Scan the listing below and copy every line holding "styles".

#### Data
-=-=-
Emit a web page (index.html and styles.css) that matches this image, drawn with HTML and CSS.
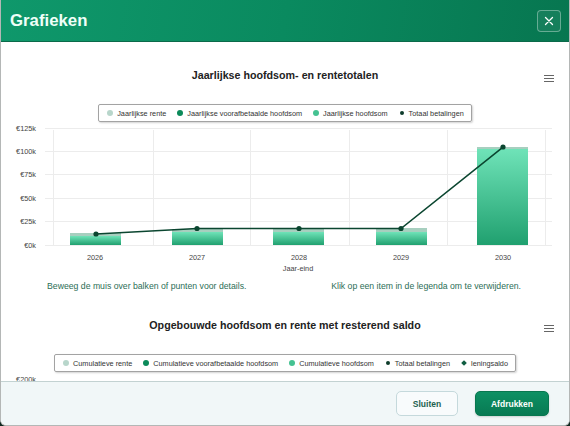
FILE: index.html
```html
<!DOCTYPE html>
<html lang="nl">
<head>
    <meta charset="UTF-8">
    <meta name="viewport" content="width=device-width, initial-scale=1.0">
    <title>Grafieken</title>
    <link rel="stylesheet" href="styles.css">
</head>
<body>
    <div class="modal">
        <div class="modal-header">
            <h2>Grafieken</h2>
            <button class="close-btn" aria-label="Sluiten">
                <svg width="10" height="10" viewBox="0 0 10 10"><path d="M1.5 1.5L8.5 8.5M8.5 1.5L1.5 8.5" stroke="#fff" stroke-width="1.3" stroke-linecap="round"/></svg>
            </button>
        </div>

        <div class="modal-body">
            <!-- Grafiek 1 -->
            <div class="chart">
                <h3 class="chart-title">Jaarlijkse hoofdsom- en rentetotalen</h3>
                <span class="chart-menu"><i></i><i></i><i></i></span>
                <div class="legend-wrap">
                    <div class="legend">
                        <span class="item"><b class="dot rente"></b>Jaarlijkse rente</span>
                        <span class="item"><b class="dot vooraf"></b>Jaarlijkse vooraf­betaalde hoofdsom</span>
                        <span class="item"><b class="dot hoofd"></b>Jaarlijkse hoofdsom</span>
                        <span class="item"><b class="dot small totaal"></b>Totaal betalingen</span>
                    </div>
                </div>
                <svg class="plot" width="568" height="152" viewBox="1 123 568 152">
                    <defs>
                        <linearGradient id="barGrad" x1="0" y1="0" x2="0" y2="1">
                            <stop offset="0" stop-color="#6fe3b8"/>
                            <stop offset="1" stop-color="#20a06f"/>
                        </linearGradient>
                    </defs>
                    <g stroke="#ececec" stroke-width="1">
                        <line x1="45" y1="129.5" x2="552" y2="129.5"/>
                        <line x1="45" y1="152.5" x2="552" y2="152.5"/>
                        <line x1="45" y1="175.5" x2="552" y2="175.5"/>
                        <line x1="45" y1="199.5" x2="552" y2="199.5"/>
                        <line x1="45" y1="222.5" x2="552" y2="222.5"/>
                        <line x1="45" y1="246.5" x2="552" y2="246.5"/>
                        <line x1="53.5" y1="131" x2="53.5" y2="246"/>
                        <line x1="153.5" y1="131" x2="153.5" y2="246"/>
                        <line x1="250.5" y1="131" x2="250.5" y2="246"/>
                        <line x1="349.5" y1="131" x2="349.5" y2="246"/>
                        <line x1="447.5" y1="131" x2="447.5" y2="246"/>
                        <line x1="545.5" y1="131" x2="545.5" y2="246"/>
                    </g>
                    <g class="axis-label" text-anchor="end">
                        <text x="36" y="132">€125k</text>
                        <text x="36" y="155">€100k</text>
                        <text x="36" y="178">€75k</text>
                        <text x="36" y="202">€50k</text>
                        <text x="36" y="225">€25k</text>
                        <text x="36" y="249">€0k</text>
                    </g>
                    <!-- balken: hoofdsom + rente -->
                    <g>
                        <rect x="70" y="237" width="51" height="9" fill="url(#barGrad)"/>
                        <rect x="70" y="234" width="51" height="3" fill="#a7cfbf"/>
                        <rect x="172" y="233" width="51" height="13" fill="url(#barGrad)"/>
                        <rect x="172" y="230" width="51" height="3" fill="#a7cfbf"/>
                        <rect x="273" y="233" width="51" height="13" fill="url(#barGrad)"/>
                        <rect x="273" y="230" width="51" height="3" fill="#a7cfbf"/>
                        <rect x="376" y="233" width="51" height="13" fill="url(#barGrad)"/>
                        <rect x="376" y="229" width="51" height="4" fill="#a7cfbf"/>
                        <rect x="477" y="150" width="51" height="96" fill="url(#barGrad)"/>
                        <rect x="477" y="148" width="51" height="2" fill="#a7cfbf"/>
                    </g>
                    <polyline points="96,235 197,229.5 299,229.5 401,229.5 503,148" fill="none" stroke="#0b4630" stroke-width="1.6"/>
                    <g fill="#0b4630">
                        <circle cx="96" cy="235" r="2.6"/>
                        <circle cx="197" cy="229.5" r="2.6"/>
                        <circle cx="299" cy="229.5" r="2.6"/>
                        <circle cx="401" cy="229.5" r="2.6"/>
                        <circle cx="503" cy="148" r="2.6"/>
                    </g>
                    <g class="axis-label" text-anchor="middle">
                        <text x="95" y="261">2026</text>
                        <text x="197" y="261">2027</text>
                        <text x="299" y="261">2028</text>
                        <text x="401" y="261">2029</text>
                        <text x="503" y="261">2030</text>
                        <text x="298" y="272">Jaar-eind</text>
                    </g>
                </svg>
                <div class="chart-notes">
                    <span>Beweeg de muis over balken of punten voor details.</span>
                    <span>Klik op een item in de legenda om te verwijderen.</span>
                </div>
            </div>

            <!-- Grafiek 2 -->
            <div class="chart">
                <h3 class="chart-title">Opgebouwde hoofdsom en rente met resterend saldo</h3>
                <span class="chart-menu"><i></i><i></i><i></i></span>
                <div class="legend-wrap">
                    <div class="legend">
                        <span class="item"><b class="dot rente"></b>Cumulatieve rente</span>
                        <span class="item"><b class="dot vooraf"></b>Cumulatieve vooraf­betaalde hoofdsom</span>
                        <span class="item"><b class="dot hoofd"></b>Cumulatieve hoofdsom</span>
                        <span class="item"><b class="dot small totaal"></b>Totaal betalingen</span>
                        <span class="item"><b class="dot small saldo"></b>leningsaldo</span>
                    </div>
                </div>
                <svg class="plot" width="568" height="152" viewBox="1 373 568 152">
                    <g class="axis-label" text-anchor="end">
                        <text x="36" y="383">€200k</text>
                    </g>
                </svg>
            </div>
        </div>

        <div class="modal-footer">
            <button class="btn btn-light">Sluiten</button>
            <button class="btn btn-primary">Afdrukken</button>
        </div>
    </div>
</body>
</html>
```

FILE: styles.css
```css
* {
    box-sizing: border-box;
}

body {
    margin: 0;
    padding: 0;
    background-color: #10291f;
    font-family: "Liberation Sans", Arial, sans-serif;
}

.modal {
    width: 570px;
    height: 426px;
    display: flex;
    flex-direction: column;
    background: #ffffff;
    border: 1px solid #b4b7b6;
    border-top: none;
    border-radius: 0 0 6px 6px;
    overflow: hidden;
}

.modal-header {
    height: 42px;
    flex-shrink: 0;
    display: flex;
    align-items: center;
    justify-content: space-between;
    padding: 0 8px 0 9px;
    background: linear-gradient(100deg, #0f986b 0%, #0a8a5f 50%, #077650 100%);
    border-bottom: 1px solid #0b6a4a;
}

.modal-header h2 {
    margin: 0;
    font-size: 16.8px;
    font-weight: bold;
    color: #effff8;
}

.close-btn {
    width: 24px;
    height: 22px;
    padding: 0;
    display: flex;
    align-items: center;
    justify-content: center;
    background: rgba(255, 255, 255, 0.06);
    border: 1px solid rgba(255, 255, 255, 0.35);
    border-radius: 4px;
    cursor: pointer;
}

.modal-body {
    flex: 1;
    overflow: hidden;
    background: #ffffff;
}

.chart {
    position: relative;
}

.chart-title {
    margin: 0;
    padding-top: 25px;
    line-height: 16px;
    font-size: 10.7px;
    font-weight: bold;
    text-align: center;
    color: #222222;
}

.chart-menu {
    position: absolute;
    right: 15px;
    top: 33px;
    width: 10px;
    display: flex;
    flex-direction: column;
    gap: 1.7px;
}

.chart-menu i {
    display: block;
    height: 1.3px;
    background: #666666;
}

.legend-wrap {
    display: flex;
    justify-content: center;
    margin-top: 21px;
}

.legend {
    display: inline-flex;
    align-items: center;
    gap: 11px;
    height: 18px;
    padding: 0 7px 0 8px;
    border: 1px solid #a3a3a3;
    border-radius: 2px;
    box-shadow: 1px 1px 2px rgba(0, 0, 0, 0.18);
    font-size: 7.3px;
    color: #333333;
    white-space: nowrap;
}

.legend .item {
    display: inline-flex;
    align-items: center;
    gap: 4px;
}

.dot {
    display: inline-block;
    width: 6px;
    height: 6px;
    border-radius: 50%;
}

.dot.small {
    width: 4px;
    height: 4px;
    margin: 0 1px;
}

.dot.rente { background: #b8d6cb; }
.dot.vooraf { background: #0c8a5a; }
.dot.hoofd { background: #45c292; }
.dot.totaal { background: #0d3b2b; }
.dot.saldo { background: #0f5d41; transform: rotate(45deg); border-radius: 0; }

.plot {
    display: block;
}

.axis-label {
    font-family: "Liberation Sans", Arial, sans-serif;
    font-size: 7.3px;
    fill: #444444;
}

.chart-notes {
    display: flex;
    justify-content: space-between;
    margin-top: 6px;
    padding: 0 48px 0 46px;
    line-height: 12px;
    font-size: 8.7px;
    color: #2c6e56;
}

.modal-footer {
    height: 44px;
    flex-shrink: 0;
    display: flex;
    align-items: center;
    justify-content: flex-end;
    gap: 17px;
    padding-right: 20px;
    background: #f1f7f8;
    border-top: 1px solid #c3d2d2;
}

.btn {
    height: 25px;
    border-radius: 5px;
    font-family: "Liberation Sans", Arial, sans-serif;
    font-size: 8.5px;
    font-weight: bold;
    cursor: pointer;
}

.btn-light {
    width: 62px;
    background: #f8fbfc;
    border: 1px solid #c5d9dc;
    color: #22604f;
}

.btn-primary {
    width: 74px;
    background: linear-gradient(180deg, #0d9063, #087a53);
    border: 1px solid #08774f;
    color: #ffffff;
    box-shadow: 0 1px 2px rgba(0, 0, 0, 0.15);
}
```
-=-=-
#### Exercise output
Emit a web page (index.html and styles.css) that matches this image, drawn with HTML and CSS.
    <link rel="stylesheet" href="styles.css">
FILE: styles.css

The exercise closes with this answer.